→ The request
Omit the pictures and print exactly the lines of the listing below, starting at the first and ending at the line containing "import React from".

→ Material

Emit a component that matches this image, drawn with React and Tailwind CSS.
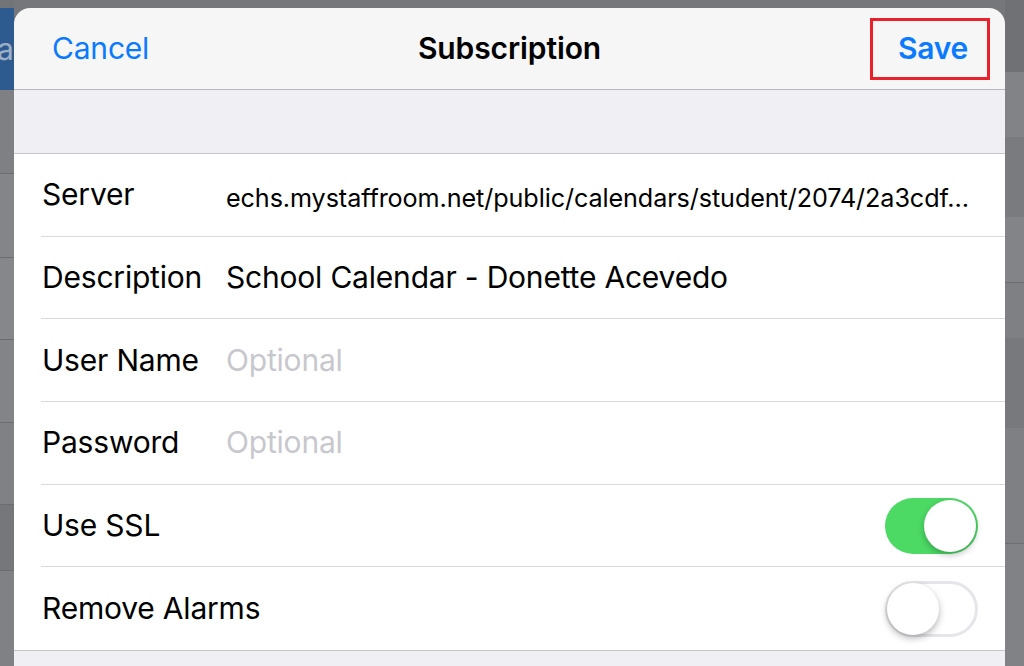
import React from "react";

const leftBands = [
  { h: 8, c: "bg-[#737478]" },
  { h: 82, c: "bg-[#2d5b90]", text: true },
  { h: 83, c: "bg-[#7f8084]" },
  { h: 1, c: "bg-[#6c6d71]" },
  { h: 83, c: "bg-[#848589]" },
  { h: 1, c: "bg-[#6c6d71]" },
  { h: 81, c: "bg-[#86878b]" },
  { h: 1, c: "bg-[#6c6d71]" },
  { h: 82, c: "bg-[#838488]" },
  { h: 1, c: "bg-[#6c6d71]" },
  { h: 81, c: "bg-[#808185]" },
  { h: 1, c: "bg-[#6c6d71]" },
  { h: 65, c: "bg-[#76777b]" },
  { h: 1, c: "bg-[#6c6d71]" },
  { h: 96, c: "bg-[#808185]" },
];

const rightBands = [
  { h: 72, c: "bg-[#707175]" },
  { h: 65, c: "bg-[#828387]" },
  { h: 80, c: "bg-[#7a7b7f]" },
  { h: 65, c: "bg-[#838488]" },
  { h: 1, c: "bg-[#6c6d71]" },
  { h: 55, c: "bg-[#7f8084]" },
  { h: 90, c: "bg-[#78797d]" },
  { h: 115, c: "bg-[#7f8084]" },
  { h: 1, c: "bg-[#6c6d71]" },
  { h: 222, c: "bg-[#818286]" },
];

function Toggle({ on }) {
  if (on) {
    return (
      <div className="w-[93px] h-[56px] rounded-full bg-[#4cd964] flex items-center justify-end pr-[2px]">
        <div className="w-[52px] h-[52px] rounded-full bg-white shadow-[0_3px_6px_rgba(0,0,0,0.25)]" />
      </div>
    );
  }
  return (
    <div className="w-[93px] h-[56px] rounded-full bg-white border-[3px] border-[#e6e6ea] flex items-center">
      <div className="w-[52px] h-[52px] -ml-[1px] rounded-full bg-white shadow-[0_3px_7px_rgba(0,0,0,0.3)]" />
    </div>
  );
}

function Row({ label, children, last }) {
  return (
    <div className={`pl-[27px] bg-white ${last ? "border-b border-[#c8c7cc]" : ""}`}>
      <div
        className={`h-[82.7px] flex items-center pr-[27px] ${
          last ? "" : "border-b border-[#d9d9dd]"
        }`}
      >
        <div className="w-[185px] shrink-0 pl-[1px] text-[30px] text-black tracking-[-0.2px] whitespace-nowrap">
          {label}
        </div>
        <div className="flex-1 min-w-0 flex items-center">{children}</div>
      </div>
    </div>
  );
}

export default function App() {
  return (
    <div
      className="w-[1024px] h-[666px] overflow-hidden flex bg-[#76777b]"
      style={{ fontFamily: "Inter, 'Liberation Sans', sans-serif" }}
    >
      <div className="w-[14px] shrink-0 flex flex-col">
        {leftBands.map((b, i) => (
          <div
            key={i}
            className={`${b.c} shrink-0 overflow-hidden flex items-center`}
            style={{ height: b.h }}
          >
            {b.text && (
              <span className="ml-[-3px] text-[30px] leading-none text-[#9fb0c6] whitespace-nowrap">
                a
              </span>
            )}
          </div>
        ))}
      </div>

      <div className="w-[991px] shrink-0 mt-[8px] flex flex-col">
        <div className="h-[82px] shrink-0 bg-[#f6f6f7] rounded-t-[16px] border-b border-[#b8b8bd] flex items-center pl-[38px] pr-[15px]">
          <div className="flex-1">
            <span className="text-[30px] text-[#0a7aff] tracking-[-0.2px]">Cancel</span>
          </div>
          <span className="text-[30px] font-semibold text-black tracking-[-0.1px] mr-[23px]">
            Subscription
          </span>
          <div className="flex-1 flex justify-end">
            <div className="w-[120px] h-[62px] border-[3px] border-[#e8212b] flex items-center justify-center pl-[6px]">
              <span className="text-[30px] font-semibold text-[#0a7aff] tracking-[-0.2px]">Save</span>
            </div>
          </div>
        </div>
        <div className="h-[64px] shrink-0 bg-[#efeff4] border-b border-[#c8c7cc]" />
        <Row label="Server">
          <span className="block whitespace-nowrap text-[25.2px] text-black pt-[8px] tracking-[-0.1px]">
            echs.mystaffroom.net/public/calendars/student/2074/2a3cdf…
          </span>
        </Row>
        <Row label="Description">
          <span className="whitespace-nowrap text-[30px] text-black tracking-[-0.2px]">
            School Calendar - Donette Acevedo
          </span>
        </Row>
        <Row label="User Name">
          <span className="text-[30px] text-[#c7c7cd] tracking-[-0.2px]">Optional</span>
        </Row>
        <Row label="Password">
          <span className="text-[30px] text-[#c7c7cd] tracking-[-0.2px]">Optional</span>
        </Row>
        <Row label="Use SSL">
          <div className="ml-auto">
            <Toggle on />
          </div>
        </Row>
        <Row label="Remove Alarms" last>
          <div className="ml-auto">
            <Toggle on={false} />
          </div>
        </Row>
        <div className="flex-1 bg-[#efeff4]" />
      </div>

      <div className="w-[19px] shrink-0 flex flex-col">
        {rightBands.map((b, i) => (
          <div key={i} className={`${b.c} shrink-0`} style={{ height: b.h }} />
        ))}
      </div>
    </div>
  );
}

→ Solved exercise
Emit a component that matches this image, drawn with React and Tailwind CSS.
import React from "react";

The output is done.